* **EXERCISE OBJECTIVE**: Restate each line of the listing exactly, without carrying over any pictures.
[start]
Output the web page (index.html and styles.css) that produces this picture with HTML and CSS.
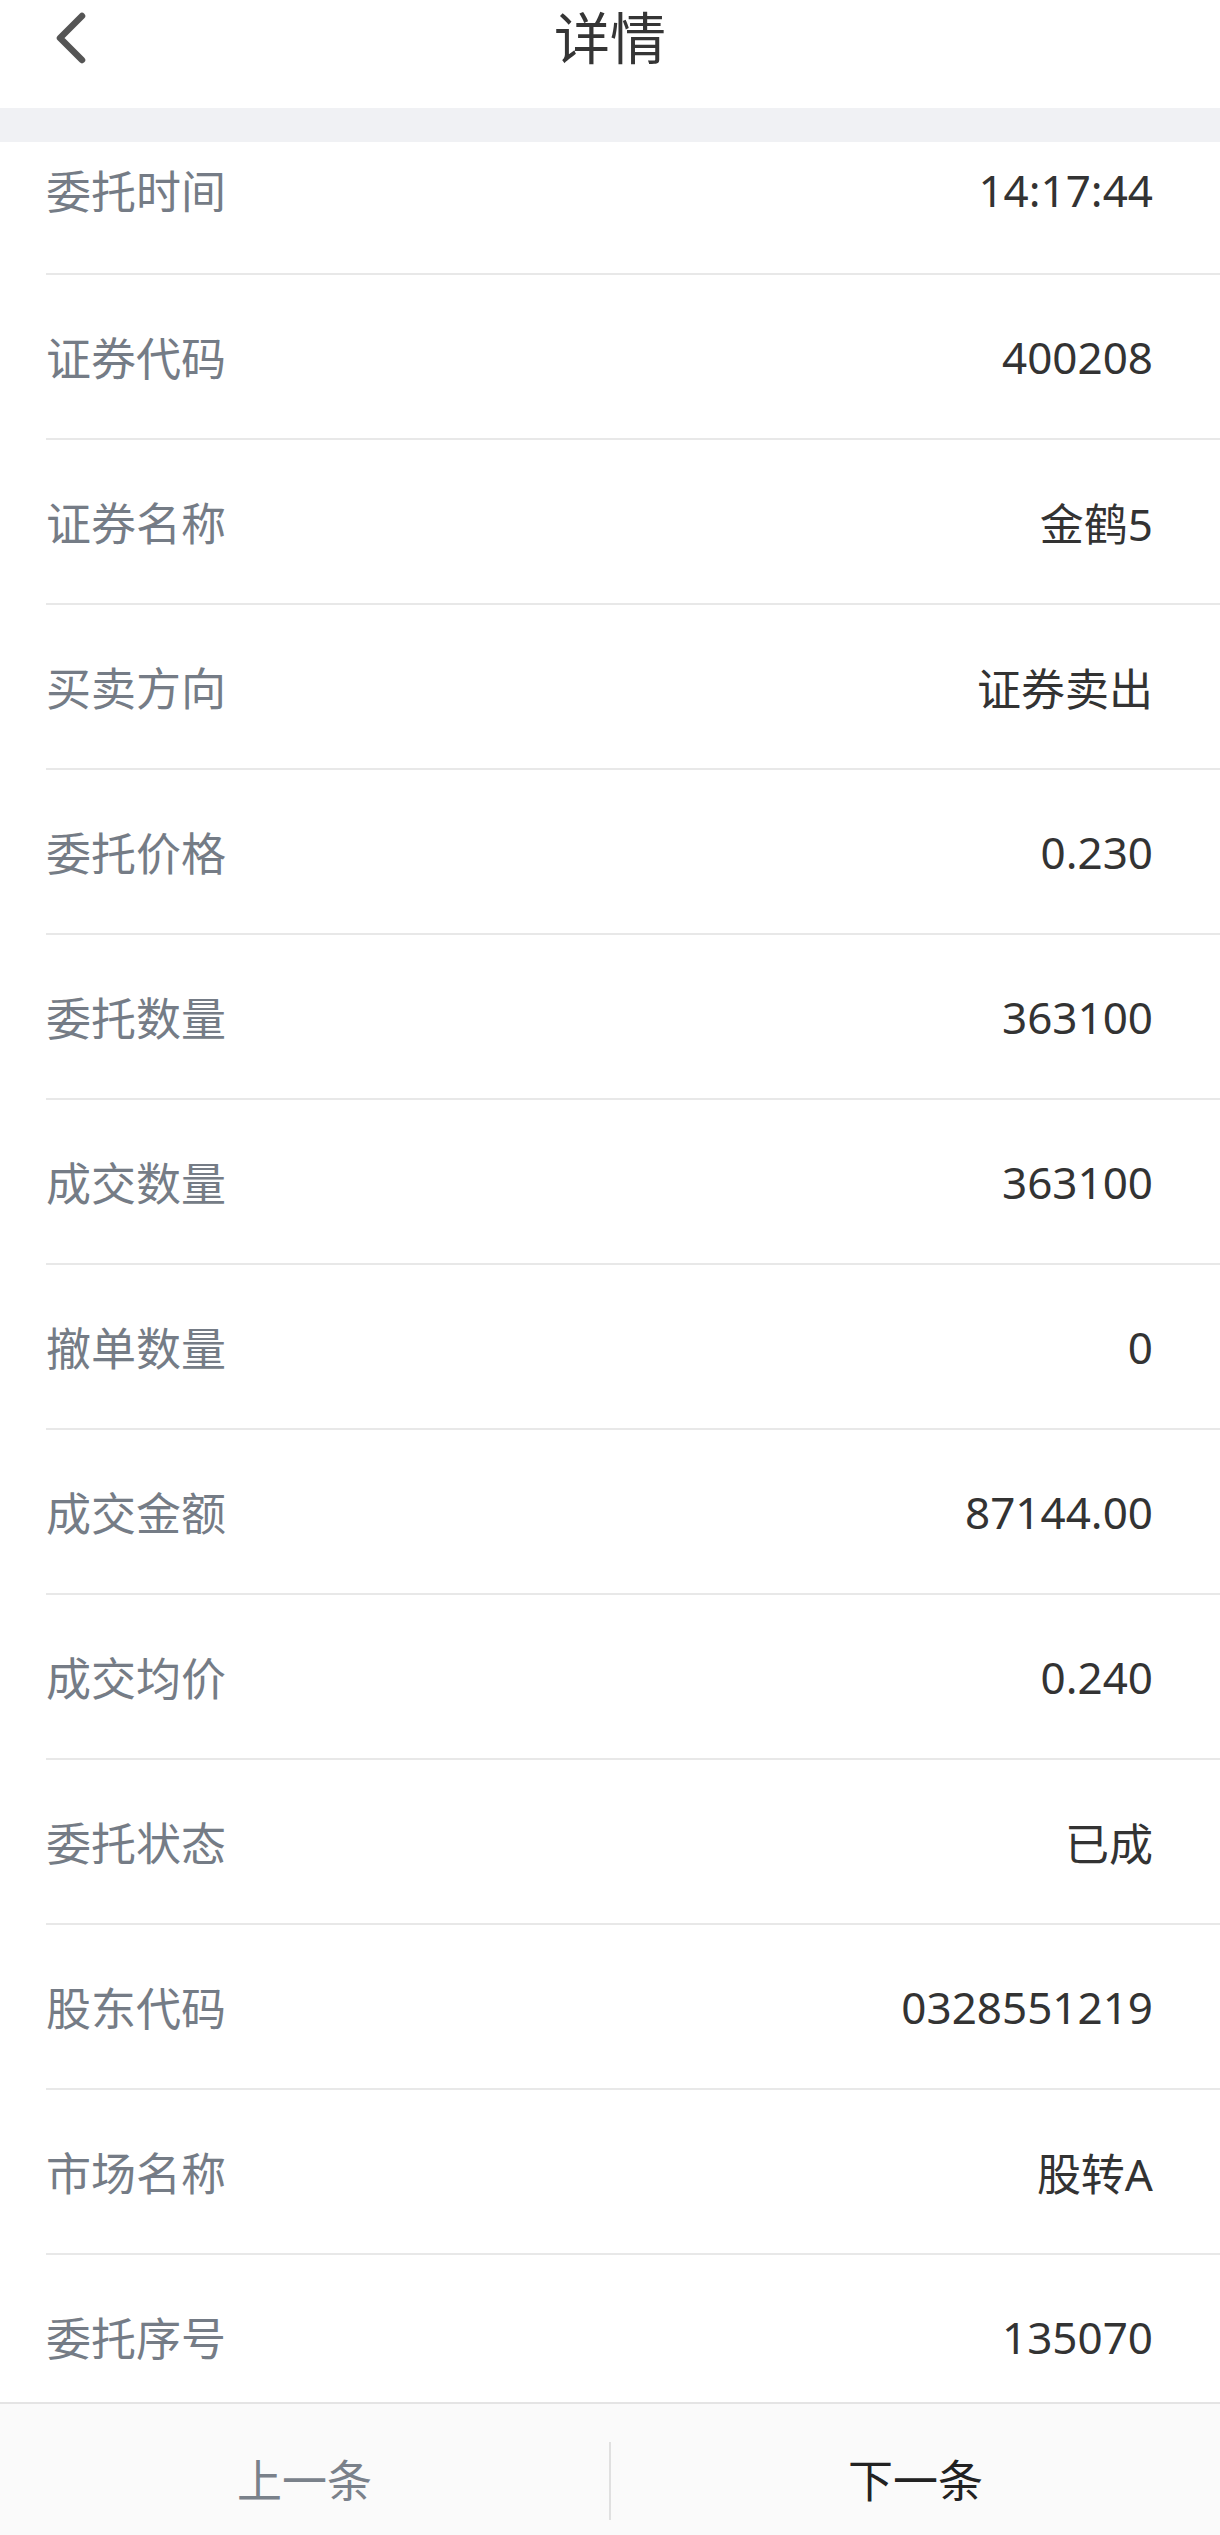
FILE: index.html
```html
<!DOCTYPE html>
<html lang="zh-CN">
<head>
<meta charset="utf-8">
<title>详情</title>
<link rel="stylesheet" href="styles.css">
</head>
<body>
<div class="app">
  <header class="header">
    <svg class="back" width="40" height="60" viewBox="0 0 40 60">
      <polyline points="26,4 4,26 26,48" fill="none" stroke="#555" stroke-width="6.5" stroke-linecap="round" stroke-linejoin="round"/>
    </svg>
    <div class="title">详情</div>
  </header>
  <div class="band"></div>
  <main class="list">
    <div class="row first"><span class="label">委托时间</span><span class="value">14:17:44</span></div>
    <div class="row"><span class="label">证券代码</span><span class="value">400208</span></div>
    <div class="row"><span class="label">证券名称</span><span class="value">金鹤5</span></div>
    <div class="row"><span class="label">买卖方向</span><span class="value">证券卖出</span></div>
    <div class="row"><span class="label">委托价格</span><span class="value">0.230</span></div>
    <div class="row"><span class="label">委托数量</span><span class="value">363100</span></div>
    <div class="row"><span class="label">成交数量</span><span class="value">363100</span></div>
    <div class="row"><span class="label">撤单数量</span><span class="value">0</span></div>
    <div class="row"><span class="label">成交金额</span><span class="value">87144.00</span></div>
    <div class="row"><span class="label">成交均价</span><span class="value">0.240</span></div>
    <div class="row"><span class="label">委托状态</span><span class="value">已成</span></div>
    <div class="row"><span class="label">股东代码</span><span class="value">0328551219</span></div>
    <div class="row"><span class="label">市场名称</span><span class="value">股转A</span></div>
    <div class="row"><span class="label">委托序号</span><span class="value">135070</span></div>
  </main>
  <footer class="footer">
    <div class="btn prev">上一条</div>
    <div class="btn next">下一条</div>
  </footer>
</div>
</body>
</html>
```
FILE: styles.css
```css
* { box-sizing: border-box; }
html, body { margin: 0; padding: 0; }
body {
  font-family: "Noto Sans", "Noto Sans CJK SC", sans-serif;
  background: #ffffff;
}
.app {
  height: 2535px;
  display: flex;
  flex-direction: column;
  overflow: hidden;
}
.header {
  height: 108px;
  flex: none;
  display: flex;
  align-items: flex-start;
  justify-content: center;
  position: relative;
  background: #ffffff;
}
.back {
  position: absolute;
  left: 56px;
  top: 12px;
}
.title {
  font-size: 56px;
  color: #353535;
  line-height: 74px;
}
.band {
  height: 34px;
  flex: none;
  background: #f0f1f4;
}
.list {
  flex: 1;
  overflow: hidden;
  padding-left: 46px;
}
.row {
  height: 165px;
  display: flex;
  align-items: center;
  justify-content: space-between;
  padding-right: 67px;
  border-bottom: 2px solid #e8e8e8;
  font-size: 45px;
}
.row.first {
  height: 133px;
  padding-bottom: 36px;
}
.label {
  color: #757c86;
}
.value {
  color: #333333;
  font-size: 44px;
}
.footer {
  height: 133px;
  flex: none;
  display: flex;
  align-items: flex-start;
  padding-top: 38px;
  background: #fafafa;
  border-top: 2px solid #e4e4e4;
}
.btn {
  flex: 1;
  height: 78px;
  line-height: 78px;
  text-align: center;
  font-size: 45px;
}
.prev { color: #7a818a; }
.next {
  color: #222222;
  border-left: 2px solid #e0e0e0;
}
```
[end]
* **EXERCISE RESULT**:
Output the web page (index.html and styles.css) that produces this picture with HTML and CSS.
FILE: index.html
```html
<!DOCTYPE html>
<html lang="zh-CN">
<head>
<meta charset="utf-8">
<title>详情</title>
<link rel="stylesheet" href="styles.css">
</head>
<body>
<div class="app">
  <header class="header">
    <svg class="back" width="40" height="60" viewBox="0 0 40 60">
      <polyline points="26,4 4,26 26,48" fill="none" stroke="#555" stroke-width="6.5" stroke-linecap="round" stroke-linejoin="round"/>
    </svg>
    <div class="title">详情</div>
  </header>
  <div class="band"></div>
  <main class="list">
    <div class="row first"><span class="label">委托时间</span><span class="value">14:17:44</span></div>
    <div class="row"><span class="label">证券代码</span><span class="value">400208</span></div>
    <div class="row"><span class="label">证券名称</span><span class="value">金鹤5</span></div>
    <div class="row"><span class="label">买卖方向</span><span class="value">证券卖出</span></div>
    <div class="row"><span class="label">委托价格</span><span class="value">0.230</span></div>
    <div class="row"><span class="label">委托数量</span><span class="value">363100</span></div>
    <div class="row"><span class="label">成交数量</span><span class="value">363100</span></div>
    <div class="row"><span class="label">撤单数量</span><span class="value">0</span></div>
    <div class="row"><span class="label">成交金额</span><span class="value">87144.00</span></div>
    <div class="row"><span class="label">成交均价</span><span class="value">0.240</span></div>
    <div class="row"><span class="label">委托状态</span><span class="value">已成</span></div>
    <div class="row"><span class="label">股东代码</span><span class="value">0328551219</span></div>
    <div class="row"><span class="label">市场名称</span><span class="value">股转A</span></div>
    <div class="row"><span class="label">委托序号</span><span class="value">135070</span></div>
  </main>
  <footer class="footer">
    <div class="btn prev">上一条</div>
    <div class="btn next">下一条</div>
  </footer>
</div>
</body>
</html>
```
FILE: styles.css
```css
* { box-sizing: border-box; }
html, body { margin: 0; padding: 0; }
body {
  font-family: "Noto Sans", "Noto Sans CJK SC", sans-serif;
  background: #ffffff;
}
.app {
  height: 2535px;
  display: flex;
  flex-direction: column;
  overflow: hidden;
}
.header {
  height: 108px;
  flex: none;
  display: flex;
  align-items: flex-start;
  justify-content: center;
  position: relative;
  background: #ffffff;
}
.back {
  position: absolute;
  left: 56px;
  top: 12px;
}
.title {
  font-size: 56px;
  color: #353535;
  line-height: 74px;
}
.band {
  height: 34px;
  flex: none;
  background: #f0f1f4;
}
.list {
  flex: 1;
  overflow: hidden;
  padding-left: 46px;
}
.row {
  height: 165px;
  display: flex;
  align-items: center;
  justify-content: space-between;
  padding-right: 67px;
  border-bottom: 2px solid #e8e8e8;
  font-size: 45px;
}
.row.first {
  height: 133px;
  padding-bottom: 36px;
}
.label {
  color: #757c86;
}
.value {
  color: #333333;
  font-size: 44px;
}
.footer {
  height: 133px;
  flex: none;
  display: flex;
  align-items: flex-start;
  padding-top: 38px;
  background: #fafafa;
  border-top: 2px solid #e4e4e4;
}
.btn {
  flex: 1;
  height: 78px;
  line-height: 78px;
  text-align: center;
  font-size: 45px;
}
.prev { color: #7a818a; }
.next {
  color: #222222;
  border-left: 2px solid #e0e0e0;
}
```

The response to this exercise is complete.